====== DATASET EXTRACT ======
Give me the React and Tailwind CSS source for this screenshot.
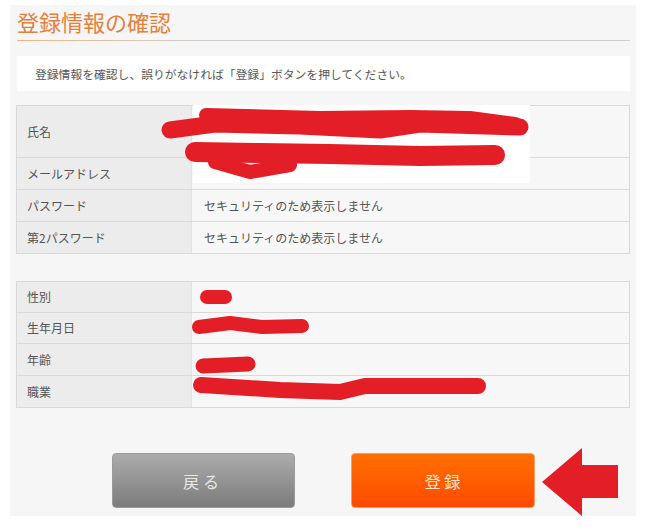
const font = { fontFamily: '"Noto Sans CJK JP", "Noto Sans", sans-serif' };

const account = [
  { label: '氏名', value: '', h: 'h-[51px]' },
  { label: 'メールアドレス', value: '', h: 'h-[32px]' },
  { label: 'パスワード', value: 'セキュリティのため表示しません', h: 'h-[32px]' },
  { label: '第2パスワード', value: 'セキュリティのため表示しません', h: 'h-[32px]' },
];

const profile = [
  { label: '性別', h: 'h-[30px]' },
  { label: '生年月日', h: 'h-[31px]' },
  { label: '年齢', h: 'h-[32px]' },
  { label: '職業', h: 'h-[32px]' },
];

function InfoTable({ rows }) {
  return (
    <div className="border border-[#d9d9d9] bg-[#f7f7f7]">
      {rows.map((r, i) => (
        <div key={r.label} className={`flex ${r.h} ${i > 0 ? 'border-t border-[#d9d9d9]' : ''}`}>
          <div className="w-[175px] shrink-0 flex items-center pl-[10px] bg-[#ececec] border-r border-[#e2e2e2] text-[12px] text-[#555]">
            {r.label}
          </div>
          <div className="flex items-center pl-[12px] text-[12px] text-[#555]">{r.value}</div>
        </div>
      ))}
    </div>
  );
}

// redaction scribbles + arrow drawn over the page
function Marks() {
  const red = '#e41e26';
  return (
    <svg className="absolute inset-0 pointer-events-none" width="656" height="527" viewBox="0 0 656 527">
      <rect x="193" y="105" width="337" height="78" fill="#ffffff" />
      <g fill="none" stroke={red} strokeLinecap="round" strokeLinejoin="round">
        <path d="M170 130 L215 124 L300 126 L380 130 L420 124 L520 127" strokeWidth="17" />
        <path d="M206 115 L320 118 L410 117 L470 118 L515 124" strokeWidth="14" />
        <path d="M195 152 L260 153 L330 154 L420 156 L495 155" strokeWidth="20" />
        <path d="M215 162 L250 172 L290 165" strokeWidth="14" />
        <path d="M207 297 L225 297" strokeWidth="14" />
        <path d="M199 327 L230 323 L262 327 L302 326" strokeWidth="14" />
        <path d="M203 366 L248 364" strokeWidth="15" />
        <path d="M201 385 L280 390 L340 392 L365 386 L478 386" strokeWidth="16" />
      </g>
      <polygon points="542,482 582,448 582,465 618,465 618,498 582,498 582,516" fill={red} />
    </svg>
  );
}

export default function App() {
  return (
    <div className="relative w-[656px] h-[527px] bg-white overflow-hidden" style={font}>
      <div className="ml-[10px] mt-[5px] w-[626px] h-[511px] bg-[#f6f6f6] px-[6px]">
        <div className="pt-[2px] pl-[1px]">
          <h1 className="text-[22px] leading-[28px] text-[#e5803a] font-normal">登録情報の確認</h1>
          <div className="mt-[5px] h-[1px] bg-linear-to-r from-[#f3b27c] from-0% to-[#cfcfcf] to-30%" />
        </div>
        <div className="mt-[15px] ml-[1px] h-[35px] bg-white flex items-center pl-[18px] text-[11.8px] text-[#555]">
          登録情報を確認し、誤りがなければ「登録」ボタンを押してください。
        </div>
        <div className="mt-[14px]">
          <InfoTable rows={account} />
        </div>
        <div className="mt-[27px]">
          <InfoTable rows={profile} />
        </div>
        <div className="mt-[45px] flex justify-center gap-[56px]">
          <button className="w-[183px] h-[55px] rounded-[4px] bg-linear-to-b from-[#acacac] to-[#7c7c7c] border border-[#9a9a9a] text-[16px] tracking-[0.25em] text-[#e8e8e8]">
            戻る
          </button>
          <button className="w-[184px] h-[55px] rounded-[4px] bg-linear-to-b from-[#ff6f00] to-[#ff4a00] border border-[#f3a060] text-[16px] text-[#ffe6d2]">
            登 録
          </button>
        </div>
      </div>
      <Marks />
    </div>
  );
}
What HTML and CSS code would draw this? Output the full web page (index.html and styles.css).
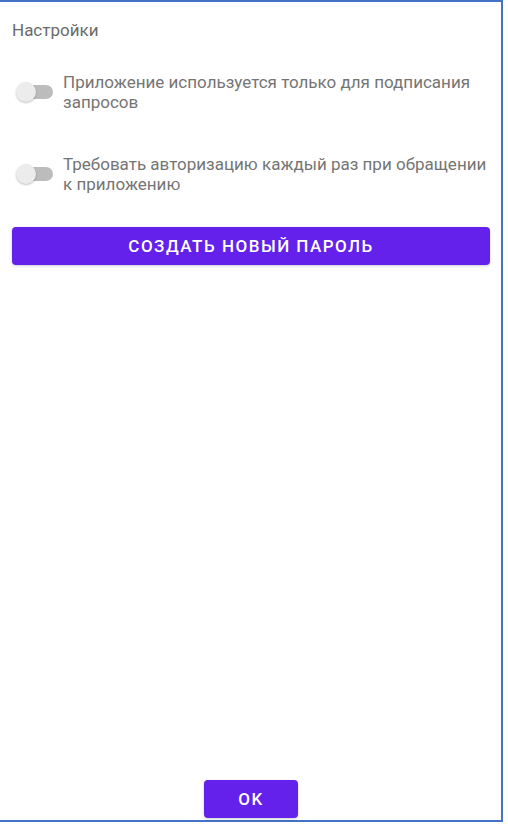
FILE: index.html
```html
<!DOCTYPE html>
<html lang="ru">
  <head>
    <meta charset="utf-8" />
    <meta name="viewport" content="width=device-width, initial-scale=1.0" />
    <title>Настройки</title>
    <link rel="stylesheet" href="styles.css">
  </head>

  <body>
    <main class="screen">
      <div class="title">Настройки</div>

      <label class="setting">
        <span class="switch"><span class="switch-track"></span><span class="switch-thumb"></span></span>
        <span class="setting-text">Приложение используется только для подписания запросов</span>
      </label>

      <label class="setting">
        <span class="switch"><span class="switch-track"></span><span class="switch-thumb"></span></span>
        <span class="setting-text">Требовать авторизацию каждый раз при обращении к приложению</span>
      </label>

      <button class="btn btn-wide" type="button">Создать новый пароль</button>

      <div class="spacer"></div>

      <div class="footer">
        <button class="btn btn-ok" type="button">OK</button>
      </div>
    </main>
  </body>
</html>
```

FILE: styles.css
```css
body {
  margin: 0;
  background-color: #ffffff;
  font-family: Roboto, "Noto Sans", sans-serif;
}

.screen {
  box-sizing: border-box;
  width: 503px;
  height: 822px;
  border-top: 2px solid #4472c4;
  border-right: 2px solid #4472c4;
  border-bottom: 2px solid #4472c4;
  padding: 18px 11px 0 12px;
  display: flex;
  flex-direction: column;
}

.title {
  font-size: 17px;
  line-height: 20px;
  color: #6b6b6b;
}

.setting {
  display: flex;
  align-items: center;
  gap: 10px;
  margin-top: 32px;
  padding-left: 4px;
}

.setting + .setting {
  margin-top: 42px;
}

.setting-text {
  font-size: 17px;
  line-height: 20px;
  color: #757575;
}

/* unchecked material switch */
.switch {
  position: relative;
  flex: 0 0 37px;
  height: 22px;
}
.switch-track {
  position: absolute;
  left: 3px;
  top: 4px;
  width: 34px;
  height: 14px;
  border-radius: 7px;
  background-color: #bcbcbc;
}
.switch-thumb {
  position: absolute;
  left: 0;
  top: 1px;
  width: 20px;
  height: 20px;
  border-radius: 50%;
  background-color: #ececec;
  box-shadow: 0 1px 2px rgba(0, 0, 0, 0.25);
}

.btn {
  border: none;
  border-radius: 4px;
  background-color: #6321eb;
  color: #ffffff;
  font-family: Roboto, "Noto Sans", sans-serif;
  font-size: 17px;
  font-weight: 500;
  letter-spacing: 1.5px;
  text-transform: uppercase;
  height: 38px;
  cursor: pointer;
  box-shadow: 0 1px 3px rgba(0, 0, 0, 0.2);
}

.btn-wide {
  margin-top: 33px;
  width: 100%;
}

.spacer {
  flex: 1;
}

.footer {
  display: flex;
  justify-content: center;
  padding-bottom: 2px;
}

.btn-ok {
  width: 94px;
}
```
======
* **SHORT PROBLEM**
Without the pictures, retype the whole of the material above exactly.

* **CORRECT OUTPUT**
Give me the React and Tailwind CSS source for this screenshot.
const font = { fontFamily: '"Noto Sans CJK JP", "Noto Sans", sans-serif' };

const account = [
  { label: '氏名', value: '', h: 'h-[51px]' },
  { label: 'メールアドレス', value: '', h: 'h-[32px]' },
  { label: 'パスワード', value: 'セキュリティのため表示しません', h: 'h-[32px]' },
  { label: '第2パスワード', value: 'セキュリティのため表示しません', h: 'h-[32px]' },
];

const profile = [
  { label: '性別', h: 'h-[30px]' },
  { label: '生年月日', h: 'h-[31px]' },
  { label: '年齢', h: 'h-[32px]' },
  { label: '職業', h: 'h-[32px]' },
];

function InfoTable({ rows }) {
  return (
    <div className="border border-[#d9d9d9] bg-[#f7f7f7]">
      {rows.map((r, i) => (
        <div key={r.label} className={`flex ${r.h} ${i > 0 ? 'border-t border-[#d9d9d9]' : ''}`}>
          <div className="w-[175px] shrink-0 flex items-center pl-[10px] bg-[#ececec] border-r border-[#e2e2e2] text-[12px] text-[#555]">
            {r.label}
          </div>
          <div className="flex items-center pl-[12px] text-[12px] text-[#555]">{r.value}</div>
        </div>
      ))}
    </div>
  );
}

// redaction scribbles + arrow drawn over the page
function Marks() {
  const red = '#e41e26';
  return (
    <svg className="absolute inset-0 pointer-events-none" width="656" height="527" viewBox="0 0 656 527">
      <rect x="193" y="105" width="337" height="78" fill="#ffffff" />
      <g fill="none" stroke={red} strokeLinecap="round" strokeLinejoin="round">
        <path d="M170 130 L215 124 L300 126 L380 130 L420 124 L520 127" strokeWidth="17" />
        <path d="M206 115 L320 118 L410 117 L470 118 L515 124" strokeWidth="14" />
        <path d="M195 152 L260 153 L330 154 L420 156 L495 155" strokeWidth="20" />
        <path d="M215 162 L250 172 L290 165" strokeWidth="14" />
        <path d="M207 297 L225 297" strokeWidth="14" />
        <path d="M199 327 L230 323 L262 327 L302 326" strokeWidth="14" />
        <path d="M203 366 L248 364" strokeWidth="15" />
        <path d="M201 385 L280 390 L340 392 L365 386 L478 386" strokeWidth="16" />
      </g>
      <polygon points="542,482 582,448 582,465 618,465 618,498 582,498 582,516" fill={red} />
    </svg>
  );
}

export default function App() {
  return (
    <div className="relative w-[656px] h-[527px] bg-white overflow-hidden" style={font}>
      <div className="ml-[10px] mt-[5px] w-[626px] h-[511px] bg-[#f6f6f6] px-[6px]">
        <div className="pt-[2px] pl-[1px]">
          <h1 className="text-[22px] leading-[28px] text-[#e5803a] font-normal">登録情報の確認</h1>
          <div className="mt-[5px] h-[1px] bg-linear-to-r from-[#f3b27c] from-0% to-[#cfcfcf] to-30%" />
        </div>
        <div className="mt-[15px] ml-[1px] h-[35px] bg-white flex items-center pl-[18px] text-[11.8px] text-[#555]">
          登録情報を確認し、誤りがなければ「登録」ボタンを押してください。
        </div>
        <div className="mt-[14px]">
          <InfoTable rows={account} />
        </div>
        <div className="mt-[27px]">
          <InfoTable rows={profile} />
        </div>
        <div className="mt-[45px] flex justify-center gap-[56px]">
          <button className="w-[183px] h-[55px] rounded-[4px] bg-linear-to-b from-[#acacac] to-[#7c7c7c] border border-[#9a9a9a] text-[16px] tracking-[0.25em] text-[#e8e8e8]">
            戻る
          </button>
          <button className="w-[184px] h-[55px] rounded-[4px] bg-linear-to-b from-[#ff6f00] to-[#ff4a00] border border-[#f3a060] text-[16px] text-[#ffe6d2]">
            登 録
          </button>
        </div>
      </div>
      <Marks />
    </div>
  );
}
What HTML and CSS code would draw this? Output the full web page (index.html and styles.css).
FILE: index.html
```html
<!DOCTYPE html>
<html lang="ru">
  <head>
    <meta charset="utf-8" />
    <meta name="viewport" content="width=device-width, initial-scale=1.0" />
    <title>Настройки</title>
    <link rel="stylesheet" href="styles.css">
  </head>

  <body>
    <main class="screen">
      <div class="title">Настройки</div>

      <label class="setting">
        <span class="switch"><span class="switch-track"></span><span class="switch-thumb"></span></span>
        <span class="setting-text">Приложение используется только для подписания запросов</span>
      </label>

      <label class="setting">
        <span class="switch"><span class="switch-track"></span><span class="switch-thumb"></span></span>
        <span class="setting-text">Требовать авторизацию каждый раз при обращении к приложению</span>
      </label>

      <button class="btn btn-wide" type="button">Создать новый пароль</button>

      <div class="spacer"></div>

      <div class="footer">
        <button class="btn btn-ok" type="button">OK</button>
      </div>
    </main>
  </body>
</html>
```

FILE: styles.css
```css
body {
  margin: 0;
  background-color: #ffffff;
  font-family: Roboto, "Noto Sans", sans-serif;
}

.screen {
  box-sizing: border-box;
  width: 503px;
  height: 822px;
  border-top: 2px solid #4472c4;
  border-right: 2px solid #4472c4;
  border-bottom: 2px solid #4472c4;
  padding: 18px 11px 0 12px;
  display: flex;
  flex-direction: column;
}

.title {
  font-size: 17px;
  line-height: 20px;
  color: #6b6b6b;
}

.setting {
  display: flex;
  align-items: center;
  gap: 10px;
  margin-top: 32px;
  padding-left: 4px;
}

.setting + .setting {
  margin-top: 42px;
}

.setting-text {
  font-size: 17px;
  line-height: 20px;
  color: #757575;
}

/* unchecked material switch */
.switch {
  position: relative;
  flex: 0 0 37px;
  height: 22px;
}
.switch-track {
  position: absolute;
  left: 3px;
  top: 4px;
  width: 34px;
  height: 14px;
  border-radius: 7px;
  background-color: #bcbcbc;
}
.switch-thumb {
  position: absolute;
  left: 0;
  top: 1px;
  width: 20px;
  height: 20px;
  border-radius: 50%;
  background-color: #ececec;
  box-shadow: 0 1px 2px rgba(0, 0, 0, 0.25);
}

.btn {
  border: none;
  border-radius: 4px;
  background-color: #6321eb;
  color: #ffffff;
  font-family: Roboto, "Noto Sans", sans-serif;
  font-size: 17px;
  font-weight: 500;
  letter-spacing: 1.5px;
  text-transform: uppercase;
  height: 38px;
  cursor: pointer;
  box-shadow: 0 1px 3px rgba(0, 0, 0, 0.2);
}

.btn-wide {
  margin-top: 33px;
  width: 100%;
}

.spacer {
  flex: 1;
}

.footer {
  display: flex;
  justify-content: center;
  padding-bottom: 2px;
}

.btn-ok {
  width: 94px;
}
```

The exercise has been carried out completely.